Spitzer prende poi in esame le componenti delle coniazioni «chilometriche» o «parole-mostri» (p. 226). Vediamone alcune:
enucidiluculidissima: «Qui abbiamo l’accostamento dell’espressione dotta e nuci (“dimostrare qualcosa e nuci”) e del risultato di tale dimostrazione: diluculum = ‘oscurità’, più -idissima che serve all’allungamento. In un’unica parola è insomma condensata un’intera frase: ‘una dimostrazione e nuci, che però non viene a capo dell’oscurità’. Ma questa analisi così precisa non è ciò a cui Rabelais mira: egli vuole semplicemente farci venire in mente questi concetti senza però che essi debbano organizzarsi in una struttura sintattica, o anche solo in una connessione logica» (p. 231);

rostocostojambedanesse: «Qui si potrebbe facilmente ricostruire la connessione sintattica degli elementi: rôti del côte de jambe d’ânesse ‘arrosto di lato di gamba d’asino’, dove la pedanteria delle specificazioni e la sovrabbondanza di genitivi risulterebbe altrettanto comica. Concentrato tutto in un’unica parola serve a creare un nome di eccessiva lunghezza. La -o- funge da vocale di raccordo come in austro-bongrois ecc.» (p. 231-32).

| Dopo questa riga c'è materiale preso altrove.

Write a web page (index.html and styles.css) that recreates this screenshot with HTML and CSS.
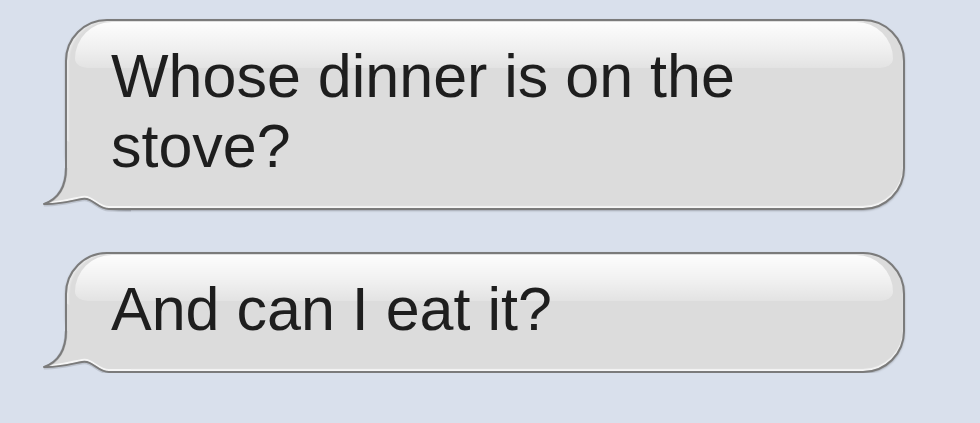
FILE: index.html
```html
<!DOCTYPE html>
<html>
  <head>
    <meta charset="utf-8">
    <meta name="viewport" content="width=device-width, initial-scale=1">
    <title>Messages</title>
    <link rel="stylesheet" href="styles.css">
  </head>
  <body>
    <div class="thread">
      <div class="bubble">
        <svg class="tail" width="90" height="70" viewBox="0 0 90 70">
          <path class="tail-fill" d="M25 0 L25 28 C25 48 17 59 3 64 C14 65 30 61 41 59 C52 57 56 69 68 69 L90 69 L90 40 Z"/>
          <path class="tail-shine" d="M8 63 C18 62 30 59 41 57 C52 55 56 67 68 67 L90 67"/>
          <path class="tail-shadow" d="M25 28 C25 48 17 59 3 65 C14 66 30 62 41 60 C52 58 56 70 68 70 L90 70"/>
          <path class="tail-line" d="M25 0 L25 28 C25 48 17 59 3 64 C14 65 30 61 41 59 C52 57 56 69 68 69 L90 69"/>
        </svg>
        <p class="text">Whose dinner is on the stove?</p>
      </div>
      <div class="bubble">
        <svg class="tail" width="90" height="70" viewBox="0 0 90 70">
          <path class="tail-fill" d="M25 0 L25 28 C25 48 17 59 3 64 C14 65 30 61 41 59 C52 57 56 69 68 69 L90 69 L90 40 Z"/>
          <path class="tail-shine" d="M8 63 C18 62 30 59 41 57 C52 55 56 67 68 67 L90 67"/>
          <path class="tail-shadow" d="M25 28 C25 48 17 59 3 65 C14 66 30 62 41 60 C52 58 56 70 68 70 L90 70"/>
          <path class="tail-line" d="M25 0 L25 28 C25 48 17 59 3 64 C14 65 30 61 41 59 C52 57 56 69 68 69 L90 69"/>
        </svg>
        <p class="text">And can I eat it?</p>
      </div>
    </div>
  </body>
</html>
```

FILE: styles.css
```css
* {
  box-sizing: border-box;
}

body {
  margin: 0;
  background: #d9e0ec;
  font-family: "Liberation Sans", Arial, sans-serif;
}

.thread {
  display: flex;
  flex-direction: column;
  gap: 42px;
  padding: 19px 75px 0 65px;
}

.bubble {
  position: relative;
  padding: 20px 40px 27px 44px;
  border: 2px solid #7b7b7b;
  border-radius: 42px 42px 42px 60px;
  background: #dcdcdc;
  box-shadow: 0 1px 2px rgba(0, 0, 0, 0.25), inset 0 -2px 1px rgba(255, 255, 255, 0.7), inset 2px 0 2px rgba(255, 255, 255, 0.4);
}

/* glossy highlight on the top half */
.bubble::before {
  content: "";
  position: absolute;
  top: 1px;
  left: 8px;
  right: 10px;
  height: 46px;
  border-radius: 40px 40px 14px 14px / 40px 40px 10px 10px;
  background: linear-gradient(rgba(255, 255, 255, 0.95), rgba(255, 255, 255, 0.55) 60%, rgba(255, 255, 255, 0.2));
}

.tail {
  position: absolute;
  left: -26px;
  bottom: -2px;
  overflow: visible;
}

.tail-fill {
  fill: #dcdcdc;
}

.tail-shine {
  fill: none;
  stroke: rgba(255, 255, 255, 0.75);
  stroke-width: 2;
}

.tail-shadow {
  fill: none;
  stroke: rgba(0, 0, 0, 0.12);
  stroke-width: 3;
}

.tail-line {
  fill: none;
  stroke: #7b7b7b;
  stroke-width: 2;
  stroke-linejoin: round;
}

.text {
  position: relative;
  margin: 0;
  font-size: 61px;
  line-height: 70px;
  color: #1e1e1e;
}
```
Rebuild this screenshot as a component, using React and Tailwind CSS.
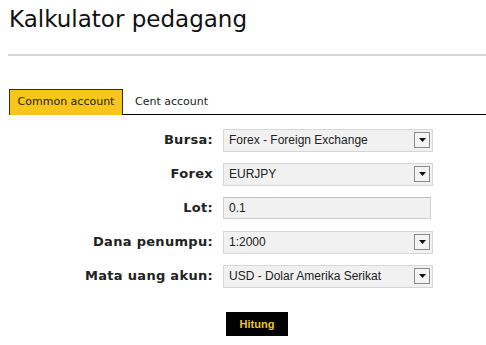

«Le faguenat des Hespaignols supercoquelicanticqué par frai Inigo»: ancora lessico contro sintassi: anziché dire “il fetore degli spagnoli, perfino superiore in Frai Inigo”, si ricorre a super + coquin (o coquelicot?) +, forse, le ultime due sillabe della città di Alicante, famosa per il suo vino. (p. 232).

Arricchisce il volume il saggio dal titolo La formazione di parole in Balzac, con riguardo ai Contes drolatiques e ad altre opere in cui la formazione di parole come strumento stilistico e il pastiche possono essere ricondotti all’influsso di Rabelais.